SPILLMAN: I showed her pretty late draft, pre-galleys, and she was really surprised. Because in the book I kind of assumed she must have known this or that. She did not know. I guess I was a really good actor.

BOLLEN: She thought that the car you crashed was really stolen and spray-painted by a vandal?

SPILLMAN: I never fessed up to that. She also never knew how angry I was, which was upsetting to her. It was interesting because after she read it she came up to New York—she still lives in Baltimore—and sat at my kitchen table and we went through the whole book together. It was a long overdue conversation that we should have had many years ago. She objected to some things and questioned others, but also gave me really deep background on a lot of other parts, which I was able to use in the book and made it better. But it was… grueling, excruciating…

BOLLEN: It’s the last person you want to face, that judge at the kitchen table.

SPILLMAN: Having withstood that, I am now ready for the most horrific review ever. I can take it. But it was good. I was talking to Dorothy Allison about the process of writing this book over the years. She said you’ve got to be able to sit in a room with the people you’re writing about.  I thought she meant this figuratively.

BOLLEN: [laughs] Right. Figuratively is somewhat doable.

SPILLMAN: Yeah, but actually sitting a few feet from my mother…

BOLLEN: Books haunt this memoir—all the books you were reading throughout the years. But, perhaps, even more than books, music is the real inspiration. You create a soundtrack of songs that opens each chapter. How did you choose the songs?

SPILLMAN: It came up when I created the structure. Before it had been more woven in. But part of the theme of the book is my anxiety of influence in living through other people’s music and art and writing. I wanted to make that more explicit.

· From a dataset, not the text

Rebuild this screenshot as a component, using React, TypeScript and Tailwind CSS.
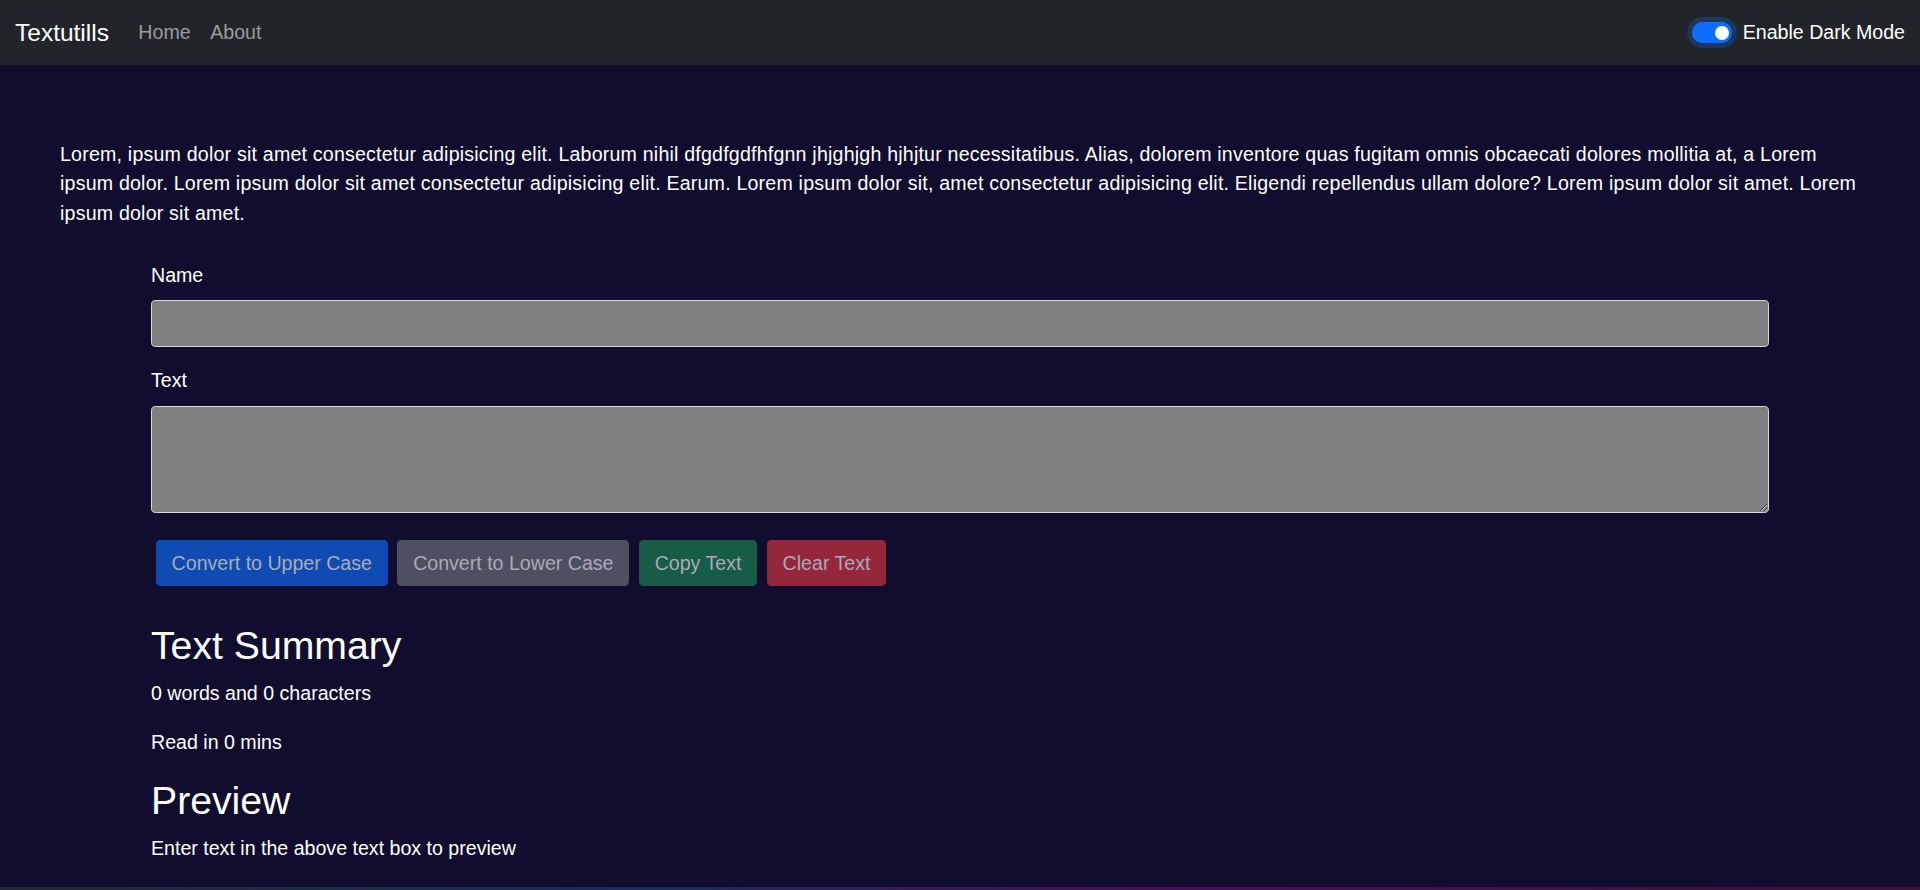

BOLLEN: Well, you were raised by two classical musicians. Then there was that moment in your house in Baltimore, listening to the far end of the radio dial and hearing waves that were calling you and finding your own sound.

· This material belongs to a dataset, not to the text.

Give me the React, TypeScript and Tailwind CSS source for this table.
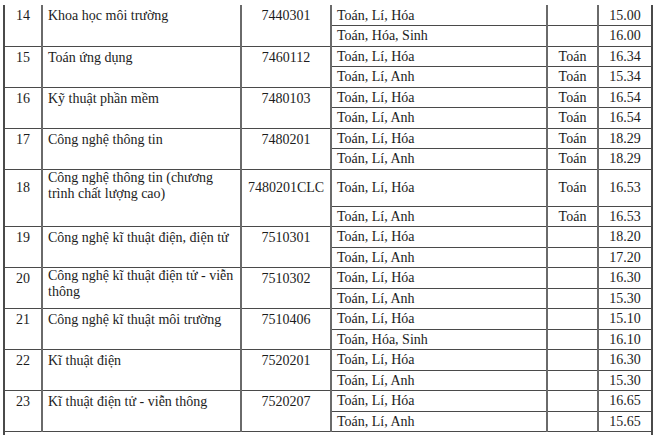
type Group = {
  no: string;
  name: string[];
  code: string;
  tall?: boolean;
  rows: [string, string, string][];
};

const groups: Group[] = [
  {
    no: "14",
    name: ["Khoa học môi trường"],
    code: "7440301",
    rows: [
      ["Toán, Lí, Hóa", "", "15.00"],
      ["Toán, Hóa, Sinh", "", "16.00"],
    ],
  },
  {
    no: "15",
    name: ["Toán ứng dụng"],
    code: "7460112",
    rows: [
      ["Toán, Lí, Hóa", "Toán", "16.34"],
      ["Toán, Lí, Anh", "Toán", "15.34"],
    ],
  },
  {
    no: "16",
    name: ["Kỹ thuật phần mềm"],
    code: "7480103",
    rows: [
      ["Toán, Lí, Hóa", "Toán", "16.54"],
      ["Toán, Lí, Anh", "Toán", "16.54"],
    ],
  },
  {
    no: "17",
    name: ["Công nghệ thông tin"],
    code: "7480201",
    rows: [
      ["Toán, Lí, Hóa", "Toán", "18.29"],
      ["Toán, Lí, Anh", "Toán", "18.29"],
    ],
  },
  {
    no: "18",
    name: ["Công nghệ thông tin (chương", "trình chất lượng cao)"],
    code: "7480201CLC",
    tall: true,
    rows: [
      ["Toán, Lí, Hóa", "Toán", "16.53"],
      ["Toán, Lí, Anh", "Toán", "16.53"],
    ],
  },
  {
    no: "19",
    name: ["Công nghệ kĩ thuật điện, điện tử"],
    code: "7510301",
    rows: [
      ["Toán, Lí, Hóa", "", "18.20"],
      ["Toán, Lí, Anh", "", "17.20"],
    ],
  },
  {
    no: "20",
    name: ["Công nghệ kĩ thuật điện tử - viễn", "thông"],
    code: "7510302",
    rows: [
      ["Toán, Lí, Hóa", "", "16.30"],
      ["Toán, Lí, Anh", "", "15.30"],
    ],
  },
  {
    no: "21",
    name: ["Công nghệ kĩ thuật môi trường"],
    code: "7510406",
    rows: [
      ["Toán, Lí, Hóa", "", "15.10"],
      ["Toán, Hóa, Sinh", "", "16.10"],
    ],
  },
  {
    no: "22",
    name: ["Kĩ thuật điện"],
    code: "7520201",
    rows: [
      ["Toán, Lí, Hóa", "", "16.30"],
      ["Toán, Lí, Anh", "", "15.30"],
    ],
  },
  {
    no: "23",
    name: ["Kĩ thuật điện tử - viễn thông"],
    code: "7520207",
    rows: [
      ["Toán, Lí, Hóa", "", "16.65"],
      ["Toán, Lí, Anh", "", "15.65"],
    ],
  },
];

const cell = "border-x-2 border-x-[#6a6a6a] border-b border-b-[#4a4a4a] p-0";

function SubCells({ row }: { row: [string, string, string] }) {
  return (
    <>
      <td className={`${cell} align-middle pl-[5px] whitespace-nowrap`}>{row[0]}</td>
      <td className={`${cell} align-middle text-center`}>{row[1]}</td>
      <td className={`${cell} align-middle text-center border-r-[#4a4a4a]`}>{row[2]}</td>
    </>
  );
}

export default function App() {
  return (
    <div className="min-h-[435px] bg-white pl-[3px] pt-[5px] text-[14px] leading-[17px] text-[#1c1c1c] [font-family:'Liberation_Serif','Times_New_Roman',serif]">
      <table className="w-[648px] table-fixed border-collapse">
        <colgroup>
          <col className="w-[38px]" />
          <col className="w-[199px]" />
          <col className="w-[90px]" />
          <col className="w-[216px]" />
          <col className="w-[51px]" />
          <col className="w-[54px]" />
        </colgroup>
        <tbody>
          {groups.map((g) => {
            const twoLines = g.name.length > 1;
            return [
              <tr key={g.no + "a"} className={g.tall ? "h-[37px]" : "h-[20.5px]"}>
                <td
                  rowSpan={2}
                  className={`${cell} border-l-[#4a4a4a] align-top text-center ${g.tall ? "pt-[9px]" : "pt-[2px]"}`}
                >
                  {g.no}
                </td>
                <td
                  rowSpan={2}
                  className={`${cell} align-top pl-[5px] whitespace-nowrap ${twoLines ? "pt-0 leading-[16px]" : "pt-[2px]"}`}
                >
                  {g.name.map((line, i) => (
                    <div key={i}>{line}</div>
                  ))}
                </td>
                <td
                  rowSpan={2}
                  className={`${cell} align-top text-center whitespace-nowrap ${g.tall ? "pt-[9px]" : "pt-[2px]"}`}
                >
                  {g.code}
                </td>
                <SubCells row={g.rows[0]} />
              </tr>,
              <tr key={g.no + "b"} className="h-[20.5px]">
                <SubCells row={g.rows[1]} />
              </tr>,
            ];
          })}
          <tr className="h-[20px]">
            <td colSpan={6} className="border-x-2 border-x-[#4a4a4a] p-0" />
          </tr>
        </tbody>
      </table>
    </div>
  );
}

SPILLMAN: Yeah having grown up in such a musical household, it was my entire world. When I tuned into punk rock it was like I was able to step out of one river and into a different one. It was such a force and it was also a way for me to get out my feelings and tap into the rage and inadequacy and all of those things that punk does so well. They were expressing everything I was unable to express. I could still be the polite, adult-like kid, but I was listening to the Sex Pistols and whatever else was coming along.

BOLLEN: Music back then was so tied to the place where it was being made. For the devoted listener, there’s that feeling of needing to get to the place where the sound is vibrating the loudest.

SPILLMAN: Absolutely. That was definitely the pull of New York because that’s where the music was coming from.

BOLLEN: Do you think you found the creative community you were looking for in New York? Or did you make your own?

SPILLMAN: It was there even before I left for Berlin, but I was impatient with it. I also wasn’t willing to do the dirty work to really maximize it. One of my many problems was that I being influenced by the Beats and Paris in the ’20s and ’30s and besotted with all of those romantic visuals. But my heroes didn’t step into a scene. They made a scene. It took me a while to figure out that I had to actually roll up my sleeves and contribute to the ecosystem and make whatever it is happen—not just step in and go, “Okay, I’m here.”

BOLLEN: It seems like Elissa was a critical agent in terms of leading you toward the life you wanted. Throughout the book, Elissa is like the rational Greek chorus figure, always speaking wisely to your childish antics.

SPILLMAN: Yeah, she’s still that way. She was the one actually working in Europe while I was posing. I was a writer but I wasn’t actually putting the pen down to paper, and Elissa was cranking it out. Even when I was writing this book, I’d show her an early draft, and she’d be like, “Hmm, this Elissa character is incredible, I just would never want to meet her…” I was trying to protect her. And she said, “What are you doing? If you’re going to write it, you’ve to write it correctly.” So, yeah, she’s still that way.